You already know that you must have a signed contract before you begin work. But what should that contract say?
Since we’re in our Getting Paid series, we’ll discuss four provisions that you must include in your contracts to ensure that you get paid. And one of these provisions will even allow you to engage an attorney without worrying about cost in case you need help collecting from a soon-to-be-former bad client.
These provisions may help with other issues as well, and there are, as you might guess, other contractual provisions that don’t necessarily relate to getting paid. We’ll discuss those in a future article.
For now, here are the four provisions that will ensure that you get paid.
Compensation. Okay, a little obvious, right? But there is more to this provision than just how much you get paid. You also need to include a retainer, late fees and kill fees.
As you know, I’m a proponent of the Replenishing Retainer. Use it, and you will waive bye-bye to your cash flow problems. Don’t use it, and you’ll be chasing clients for your money. It’s that simple.
In addition, your compensation provision must include late fees in case a client fails to pay on time, and “kill fees” if the client cancels the project after you’ve begun work.
A late fee is straightforward. If the client doesn’t pay on time, an additional fee is tacked on to the outstanding amount due.
A kill fee kicks in when a client “kills” a project after you start working on it. You’re entitled to compensation for the time you spent on the “killed” project.
Kill fees should also take into account your opportunity costs. In other words, but for your work on the “killed” project, you could have been working on other projects.

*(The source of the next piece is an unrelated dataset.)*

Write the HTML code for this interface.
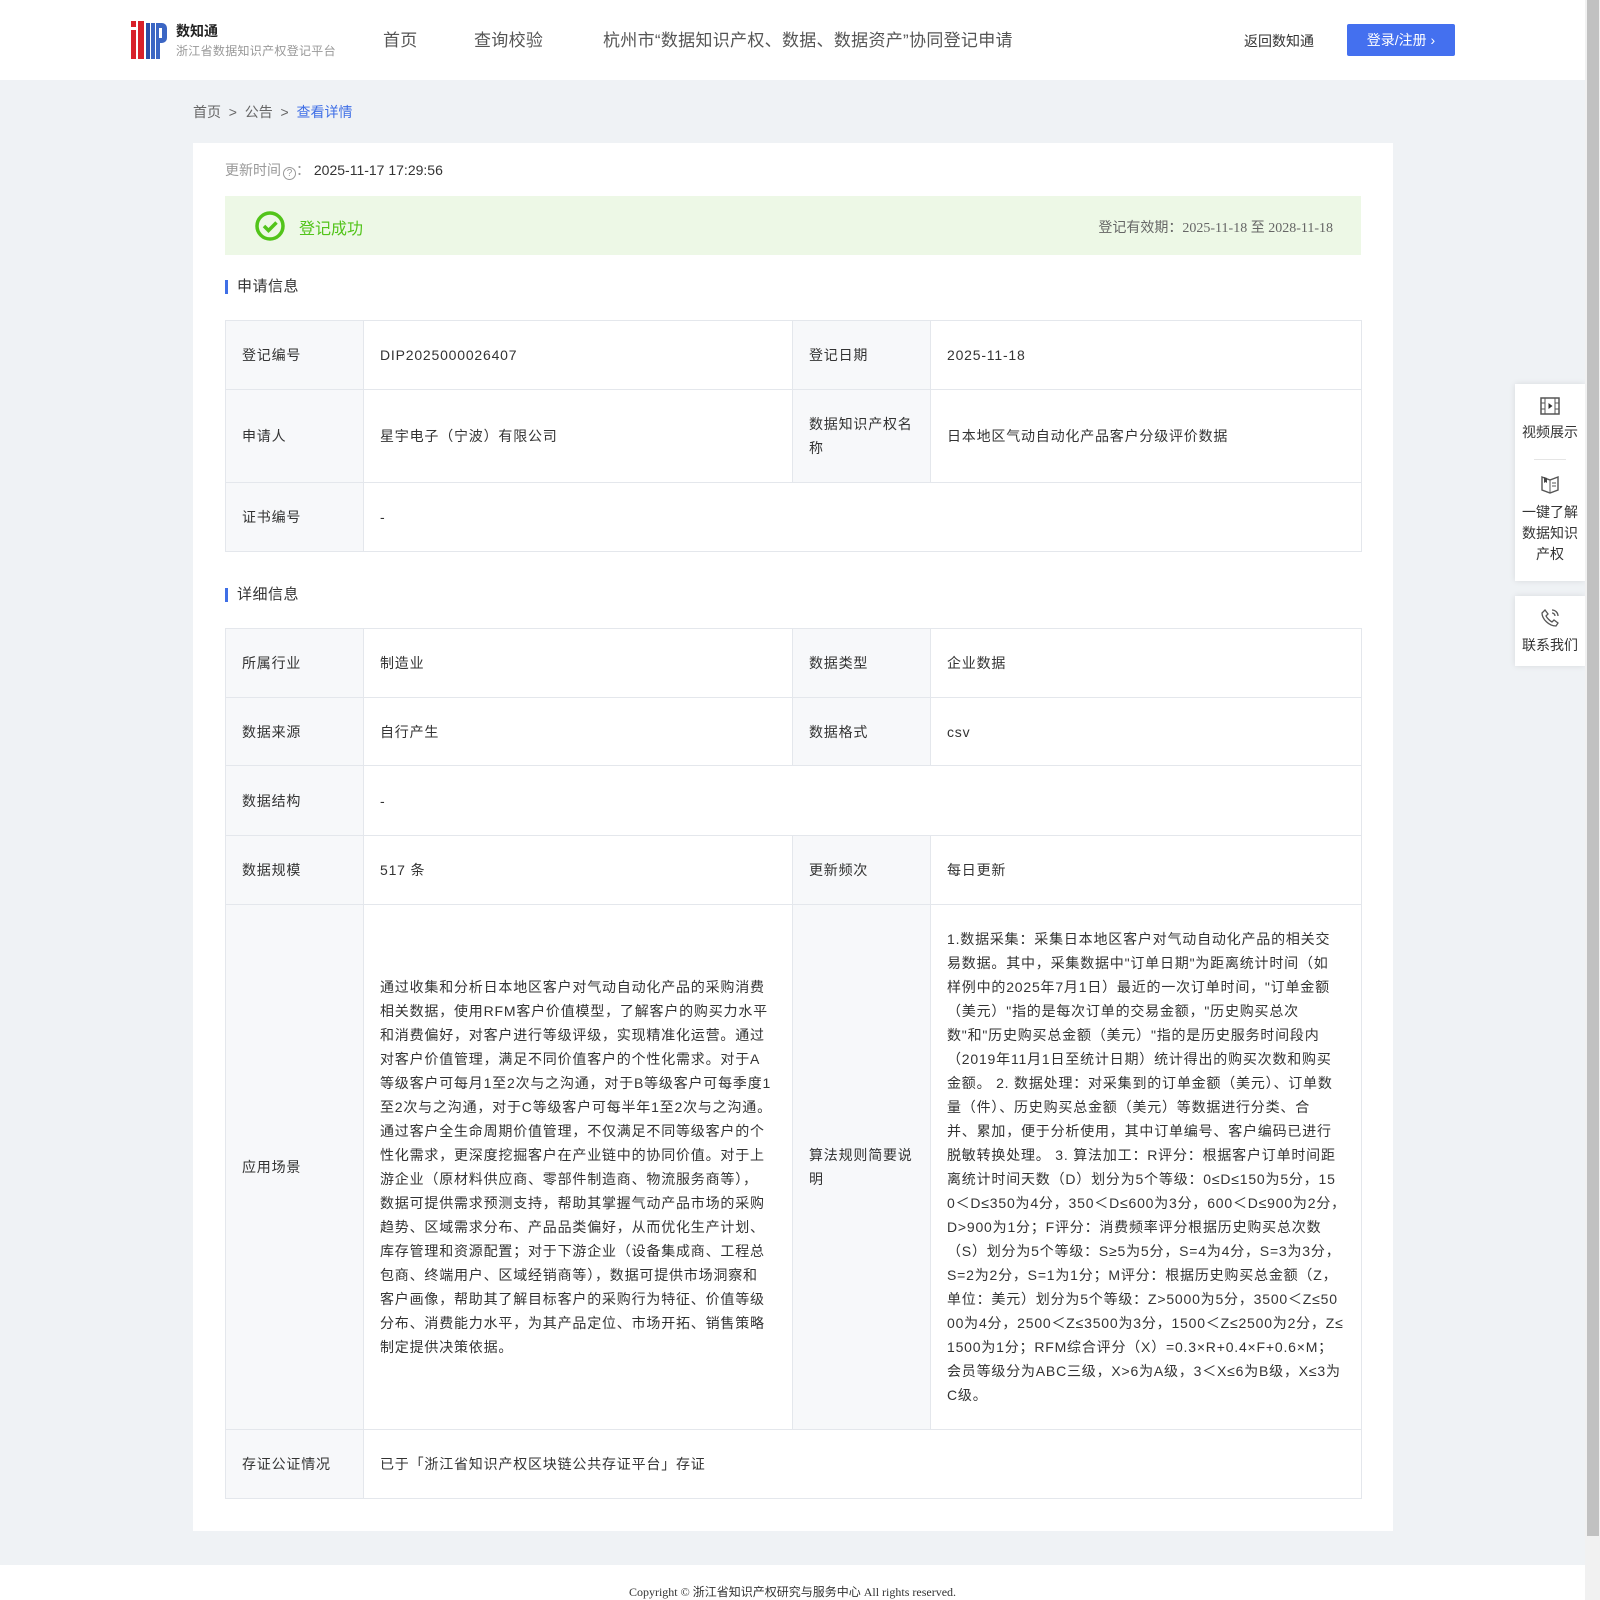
<!DOCTYPE html>
<html><head><meta charset="utf-8"><style>
*{margin:0;padding:0;box-sizing:border-box}
body{width:1600px;height:1600px;overflow:hidden;background:#eff2f5;font-family:"Liberation Sans","Noto Sans CJK SC",sans-serif;color:#333;position:relative}
.hdr{position:absolute;left:0;top:0;width:1585px;height:80px;background:#fff}
.abs{position:absolute;white-space:nowrap}
.nav{font-size:17px;color:#555;top:26px;letter-spacing:0.3px}
.card{position:absolute;left:193px;top:143px;width:1200px;height:1388px;background:#fff}
table{position:absolute;left:32px;border-collapse:collapse;table-layout:fixed;font-size:14px;color:#333}
td{border:1px solid #e4e7ec;padding:0 16px;vertical-align:middle;line-height:24px;letter-spacing:0.8px}
td.l{background:#f7f8fa}
.sec{position:absolute;left:32px;font-size:15px;color:#333;padding-left:9px;border-left:3px solid #3f6fe6;line-height:14px;letter-spacing:0.5px}
.side{position:absolute;left:1515px;width:70px;background:#fff;box-shadow:0 0 6px rgba(0,0,0,.1);font-size:14px;color:#333;text-align:center;line-height:22px}
</style></head><body>
<div class="hdr">
 <svg class="abs" style="left:131px;top:21px" width="36" height="38" viewBox="0 0 36 38">
  <rect x="0" y="0" width="5" height="6" fill="#d8212a"/><rect x="0" y="9" width="5" height="29" fill="#d8212a"/>
  <rect x="7" y="0" width="6" height="38" fill="#d8212a"/>
  <rect x="15" y="2" width="4" height="36" fill="#2a4fa8"/><rect x="20" y="2" width="4" height="36" fill="#3b66c4"/>
  <path d="M25 2h6a5 5 0 0 1 5 5v10a5 5 0 0 1-5 5h-6z" fill="#3b66c4"/><rect x="25" y="22" width="4" height="16" fill="#3b66c4"/>
  <rect x="28" y="7" width="3" height="10" fill="#fff"/>
 </svg>
 <div class="abs" style="left:176px;top:21px;font-size:14px;color:#222;font-weight:bold">数知通</div>
 <div class="abs" style="left:176px;top:42px;font-size:12px;color:#999;letter-spacing:0.3px">浙江省数据知识产权登记平台</div>
 <div class="abs nav" style="left:383px">首页</div>
 <div class="abs nav" style="left:474px">查询校验</div>
 <div class="abs nav" style="left:603px">杭州市“数据知识产权、数据、数据资产”协同登记申请</div>
 <div class="abs" style="left:1244px;top:31px;font-size:14px;color:#333">返回数知通</div>
 <div class="abs" style="left:1347px;top:24px;width:108px;height:32px;background:#4470ef;border-radius:2px;color:#fff;font-size:14px;line-height:32px;text-align:center">登录/注册 ›</div>
</div>
<div class="abs" style="left:193px;top:102px;font-size:14px;color:#666">首页 &nbsp;&gt;&nbsp; 公告 &nbsp;&gt;&nbsp; <span style="color:#3f6fe6">查看详情</span></div>
<div class="card">
 <div class="abs" style="left:32px;top:17px;font-size:14px;color:#999">更新时间<span style="display:inline-block;width:13px;height:13px;border:1px solid #999;border-radius:50%;font-size:10px;line-height:11px;text-align:center;vertical-align:-1px;margin-left:2px">?</span>： <span style="color:#333">2025-11-17 17:29:56</span></div>
 <div class="abs" style="left:32px;top:53px;width:1136px;height:59px;background:#edf8e6">
  <svg class="abs" style="left:29px;top:14px" width="32" height="32" viewBox="0 0 32 32"><circle cx="16" cy="16" r="13" fill="none" stroke="#52c41a" stroke-width="3.5"/><path d="M10 16l4.5 4.5 8-8" fill="none" stroke="#52c41a" stroke-width="3.5"/></svg>
  <div class="abs" style="left:74px;top:19px;font-size:16px;color:#52c41a">登记成功</div>
  <div class="abs" style="right:28px;top:21px;font-size:14px;color:#666;font-family:'Liberation Serif','Noto Sans CJK SC',serif">登记有效期：2025-11-18 至 2028-11-18</div>
 </div>
 <div class="sec" style="top:137px">申请信息</div>
 <table style="top:177px;width:1136px">
  <col style="width:138px"><col style="width:429px"><col style="width:138px"><col style="width:431px">
  <tr style="height:69px"><td class="l">登记编号</td><td>DIP2025000026407</td><td class="l">登记日期</td><td>2025-11-18</td></tr>
  <tr style="height:93px"><td class="l">申请人</td><td>星宇电子（宁波）有限公司</td><td class="l">数据知识产权名称</td><td>日本地区气动自动化产品客户分级评价数据</td></tr>
  <tr style="height:69px"><td class="l">证书编号</td><td colspan="3">-</td></tr>
 </table>
 <div class="sec" style="top:445px">详细信息</div>
 <table style="top:485px;width:1136px">
  <col style="width:138px"><col style="width:429px"><col style="width:138px"><col style="width:431px">
  <tr style="height:69px"><td class="l">所属行业</td><td>制造业</td><td class="l">数据类型</td><td>企业数据</td></tr>
  <tr style="height:68px"><td class="l">数据来源</td><td>自行产生</td><td class="l">数据格式</td><td>csv</td></tr>
  <tr style="height:70px"><td class="l">数据结构</td><td colspan="3">-</td></tr>
  <tr style="height:69px"><td class="l">数据规模</td><td>517 条</td><td class="l">更新频次</td><td>每日更新</td></tr>
  <tr style="height:525px"><td class="l">应用场景</td><td style="white-space:nowrap">通过收集和分析日本地区客户对气动自动化产品的采购消费<br>相关数据，使用RFM客户价值模型，了解客户的购买力水平<br>和消费偏好，对客户进行等级评级，实现精准化运营。通过<br>对客户价值管理，满足不同价值客户的个性化需求。对于A<br>等级客户可每月1至2次与之沟通，对于B等级客户可每季度1<br>至2次与之沟通，对于C等级客户可每半年1至2次与之沟通。<br>通过客户全生命周期价值管理，不仅满足不同等级客户的个<br>性化需求，更深度挖掘客户在产业链中的协同价值。对于上<br>游企业（原材料供应商、零部件制造商、物流服务商等），<br>数据可提供需求预测支持，帮助其掌握气动产品市场的采购<br>趋势、区域需求分布、产品品类偏好，从而优化生产计划、<br>库存管理和资源配置；对于下游企业（设备集成商、工程总<br>包商、终端用户、区域经销商等），数据可提供市场洞察和<br>客户画像，帮助其了解目标客户的采购行为特征、价值等级<br>分布、消费能力水平，为其产品定位、市场开拓、销售策略<br>制定提供决策依据。</td><td class="l">算法规则简要说明</td><td style="white-space:nowrap">1.数据采集：采集日本地区客户对气动自动化产品的相关交<br>易数据。其中，采集数据中"订单日期"为距离统计时间（如<br>样例中的2025年7月1日）最近的一次订单时间，"订单金额<br>（美元）"指的是每次订单的交易金额，"历史购买总次<br>数"和"历史购买总金额（美元）"指的是历史服务时间段内<br>（2019年11月1日至统计日期）统计得出的购买次数和购买<br>金额。 2. 数据处理：对采集到的订单金额（美元）、订单数<br>量（件）、历史购买总金额（美元）等数据进行分类、合<br>并、累加，便于分析使用，其中订单编号、客户编码已进行<br>脱敏转换处理。 3. 算法加工：R评分：根据客户订单时间距<br>离统计时间天数（D）划分为5个等级：0≤D≤150为5分，15<br>0＜D≤350为4分，350＜D≤600为3分，600＜D≤900为2分，<br>D&gt;900为1分；F评分：消费频率评分根据历史购买总次数<br>（S）划分为5个等级：S≥5为5分，S=4为4分，S=3为3分，<br>S=2为2分，S=1为1分；M评分：根据历史购买总金额（Z，<br>单位：美元）划分为5个等级：Z&gt;5000为5分，3500＜Z≤50<br>00为4分，2500＜Z≤3500为3分，1500＜Z≤2500为2分，Z≤<br>1500为1分；RFM综合评分（X）=0.3×R+0.4×F+0.6×M；<br>会员等级分为ABC三级，X&gt;6为A级，3＜X≤6为B级，X≤3为<br>C级。</td></tr>
  <tr style="height:69px"><td class="l">存证公证情况</td><td colspan="3">已于「浙江省知识产权区块链公共存证平台」存证</td></tr>
 </table>
</div>
<div class="abs" style="left:0;top:1565px;width:1585px;height:35px;background:#fff"></div>
<div class="abs" style="left:0;top:1583px;width:1585px;text-align:center;font-size:12px;color:#333;font-family:'Liberation Serif','Noto Sans CJK SC',serif">Copyright © 浙江省知识产权研究与服务中心 All rights reserved.</div>
<div class="side" style="top:384px;height:197px">
 <svg style="margin-top:13px" width="20" height="18" viewBox="0 0 20 18"><rect x="1" y="1" width="18" height="16" fill="none" stroke="#555" stroke-width="1.5"/><path d="M5 1v16M15 1v16M1 6h4M1 12h4M15 6h4M15 12h4" stroke="#555"/><path d="M8.5 6v6l4-3z" fill="#333"/></svg>
 <div>视频展示</div>
 <div style="width:32px;height:1px;background:#e5e5e5;margin:16px auto 14px"></div>
 <svg width="20" height="20" viewBox="0 0 20 20"><path d="M2 3l8 3 8-3v13l-8 3-8-3z" fill="none" stroke="#555" stroke-width="1.4"/><path d="M10 6v13" stroke="#555"/><path d="M4 3v6l1.5-1 1.5 1V4" fill="#444"/><path d="M12 9h4M12 12h4" stroke="#555"/></svg>
 <div style="line-height:21px;margin-top:2px">一键了解<br>数据知识<br>产权</div>
</div>
<div class="side" style="top:596px;height:70px">
 <svg style="margin-top:12px" width="20" height="20" viewBox="0 0 20 20"><path d="M5 2l3 4-2 2c1 2 4 5 6 6l2-2 4 3-2 3C9 18 2 11 2 5z" fill="none" stroke="#555" stroke-width="1.3"/><path d="M12 2a6 6 0 0 1 6 6M12 5a3 3 0 0 1 3 3" fill="none" stroke="#555" stroke-width="1.3"/></svg>
 <div>联系我们</div>
</div>
<div class="abs" style="left:1585px;top:0;width:15px;height:1600px;background:#f1f1f1"></div>
<div class="abs" style="left:1587px;top:0;width:12px;height:1536px;background:#c1c1c1"></div>
</body></html>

Scope of Work. Your contract must include a description of the specific deliverables you will provide and when. It must also state that the contract does not include any additional work beyond what is described in the contract.
How does this relate to getting paid? A scope of work provision not only ensures that a project won’t balloon out of control. It also ensures that when you present the deliverable you will get paid because that deliverable clearly conforms to the description of the scope of work.
Also, if you work on a flat rate, disputes relating to the scope of work can cause your effective rate — and profit — to deteriorate precipitously. BUT, if you have this provision in your contract, you won’t be forced to do additional work. Plus, if the client wants you to do additional work, then that work needs to be addressed in an additional contract with an additional fee.
Which leads us to…
Entire Agreement/Merger Clause. This is a clause that states that the parties’ entire agreement is contained within the signed contract. This isn’t an obvious “getting paid” provision either. But it’s critical.
With this provision, the entire agreement between the parties is contained within the contract. And the client can’t bring anything else into the contract.
For example, if you deliver the work product, and the client says, “I was expecting ______ based on the discussion we had on (date before you signed the contract),” or if you submit an invoice and the client says, “Wait, we agreed to (a price that isn’t identified in the contract),” you can point to the entire agreement/merger clause. And then you can point to the client’s checkbook and tell them to pay up.
Attorney’s Fees and Costs. Many times, the cost of taking legal action is a barrier to freelancers.
For example, if a client owes you $350.00 and refuses to pay, your legal costs will eat up most, and more likely all, of what the client owes you.
However, this provision will allow you to collect not only the $350.00, but your attorney’s fees and costs if you prevail. So, if a client doesn’t pay, you don’t have to worry about the cost of hiring an attorney, or even the filing fee for a small claims court matter (in which case you may be able to represent yourself).
And, just having this provision in your contracts can deter a client who may think about stiffing you.
So there you have it. Four essential provisions to include in your contracts to ensure that you get paid.
I almost forgot – one more thing. If the client doesn’t want to enter into a contract. Or balks at having any of these provisions in your contract, run away! Fast!